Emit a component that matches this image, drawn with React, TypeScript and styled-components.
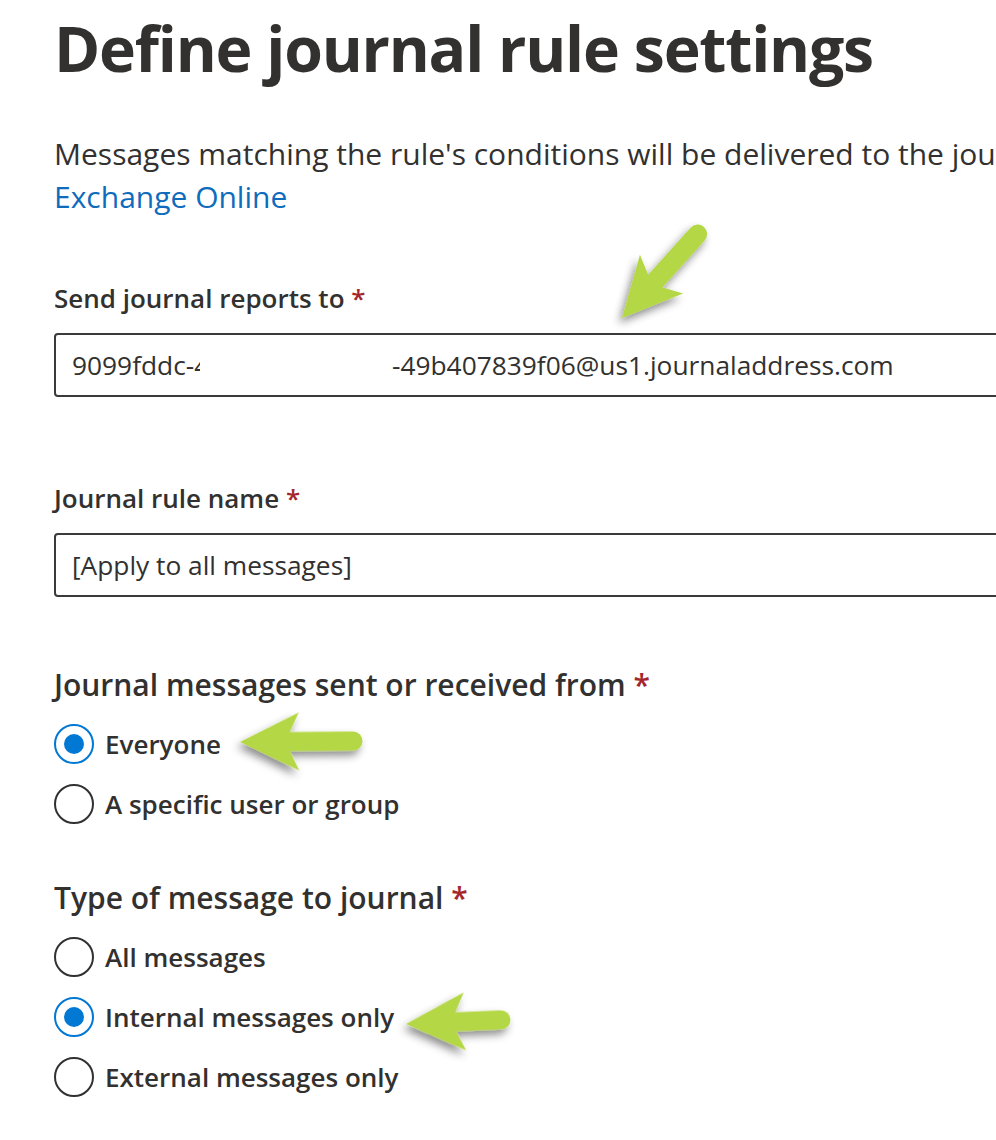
import React from 'react'
import styled, { createGlobalStyle } from 'styled-components'

const GlobalStyle = createGlobalStyle`
  html, body {
    margin: 0;
    padding: 0;
    background: #fff;
  }
  body {
    font-family: 'Open Sans', 'Noto Sans', sans-serif;
    color: #323130;
    overflow: hidden;
  }
`

const App = () => (
  <Page>
    <GlobalStyle />
    <Title>Define journal rule settings</Title>

    <Description>
      Messages matching the rule's conditions will be delivered to the jou
      <br />
      <Link href="#">Exchange Online</Link>
    </Description>

    <Field $top={63}>
      <Label>Send journal reports to <Required>*</Required></Label>
      <Input>
        <Clipped $width={128}>9099fddc-4</Clipped>
        <Redacted $width={192} />
        <span>-49b407839f06@us1.journaladdress.com</span>
      </Input>
    </Field>

    <Field $top={84}>
      <Label>Journal rule name <Required>*</Required></Label>
      <Input>[Apply to all messages]</Input>
    </Field>

    <Group $top={66}>
      <GroupTitle>Journal messages sent or received from <Required>*</Required></GroupTitle>
      <Radio checked label="Everyone" />
      <Radio label="A specific user or group" />
    </Group>

    <Group $top={42}>
      <GroupTitle>Type of message to journal <Required>*</Required></GroupTitle>
      <Radio label="All messages" />
      <Radio checked label="Internal messages only" />
      <Radio label="External messages only" />
    </Group>

    <Annotations />
  </Page>
)

const Radio = ({ label, checked = false }: { label: string; checked?: boolean }) => (
  <RadioRow>
    <RadioCircle $checked={checked} />
    <RadioLabel>{label}</RadioLabel>
  </RadioRow>
)

// the green callout arrows laid over the form
const Arrow = ({ x, y, length, angle }: { x: number; y: number; length: number; angle: number }) => (
  <g transform={`translate(${x} ${y}) rotate(${angle})`}>
    <line x1={40} y1={0} x2={length - 9} y2={0} stroke="#b4d744" strokeWidth={19} strokeLinecap="round" />
    <path d="M0 0 L59 -29 L48 -6 L48 6 L59 29 Z" fill="#b4d744" />
  </g>
)

const Annotations = () => (
  <Overlay width="996" height="1140" viewBox="0 0 996 1140">
    <defs>
      <filter id="arrowShadow" x="-30%" y="-30%" width="160%" height="160%">
        <feDropShadow dx="-3" dy="5" stdDeviation="4" floodColor="#000" floodOpacity="0.45" />
      </filter>
    </defs>
    <g filter="url(#arrowShadow)">
      <Arrow x={622} y={318} length={122} angle={-48} />
      <Arrow x={240} y={742} length={122} angle={-0.5} />
      <Arrow x={406} y={1024} length={104} angle={-2.5} />
    </g>
  </Overlay>
)

const Page = styled.div`
  position: relative;
  width: 996px;
  height: 1140px;
  padding-left: 54px;
  box-sizing: border-box;
  overflow: hidden;
  display: flex;
  flex-direction: column;
  align-items: flex-start;
`

const Title = styled.h1`
  margin: 0;
  font-size: 62.5px;
  line-height: 96px;
  font-weight: 700;
  letter-spacing: -1.2px;
  color: #323130;
  white-space: nowrap;
`

const Description = styled.p`
  margin: 36px 0 0;
  font-size: 30px;
  line-height: 43px;
  white-space: nowrap;
`

const Link = styled.a`
  color: #0f6cbd;
  text-decoration: none;
`

const Field = styled.div<{ $top: number }>`
  margin-top: ${p => p.$top}px;
  width: 100%;
  display: flex;
  flex-direction: column;
  gap: 18px;
`

const Label = styled.div`
  font-size: 26px;
  line-height: 34px;
  font-weight: 600;
  white-space: nowrap;
`

const Required = styled.span`
  color: #a4262c;
`

const Input = styled.div`
  width: 1000px;
  height: 64px;
  box-sizing: border-box;
  border: 2px solid #3b3a39;
  border-radius: 4px;
  padding: 0 16px;
  display: flex;
  align-items: center;
  font-size: 26.3px;
  color: #323130;
  white-space: nowrap;
`

const Clipped = styled.span<{ $width: number }>`
  display: inline-block;
  width: ${p => p.$width}px;
  overflow: hidden;
`

const Redacted = styled.span<{ $width: number }>`
  display: inline-block;
  width: ${p => p.$width}px;
`

const Group = styled.div<{ $top: number }>`
  margin-top: ${p => p.$top}px;
  display: flex;
  flex-direction: column;
`

const GroupTitle = styled.div`
  font-size: 30px;
  line-height: 44px;
  font-weight: 600;
  white-space: nowrap;
  margin-bottom: 7px;
`

const RadioRow = styled.div`
  display: flex;
  align-items: center;
  gap: 11px;
  height: 60px;
`

const RadioCircle = styled.span<{ $checked: boolean }>`
  position: relative;
  width: 40px;
  height: 40px;
  box-sizing: border-box;
  border-radius: 50%;
  border: 2px solid ${p => (p.$checked ? '#0078d4' : '#323130')};
  flex-shrink: 0;

  &::after {
    content: '';
    display: ${p => (p.$checked ? 'block' : 'none')};
    position: absolute;
    inset: 8px;
    border-radius: 50%;
    background: #0078d4;
  }
`

const RadioLabel = styled.span`
  font-size: 26px;
  font-weight: 600;
  white-space: nowrap;
`

const Overlay = styled.svg`
  position: absolute;
  left: 0;
  top: 0;
  pointer-events: none;
`

export default App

--

**Goal**
Write out every line of the listing that holds the word "React".

**Solution to this exercise**
Emit a component that matches this image, drawn with React, TypeScript and styled-components.
import React from 'react'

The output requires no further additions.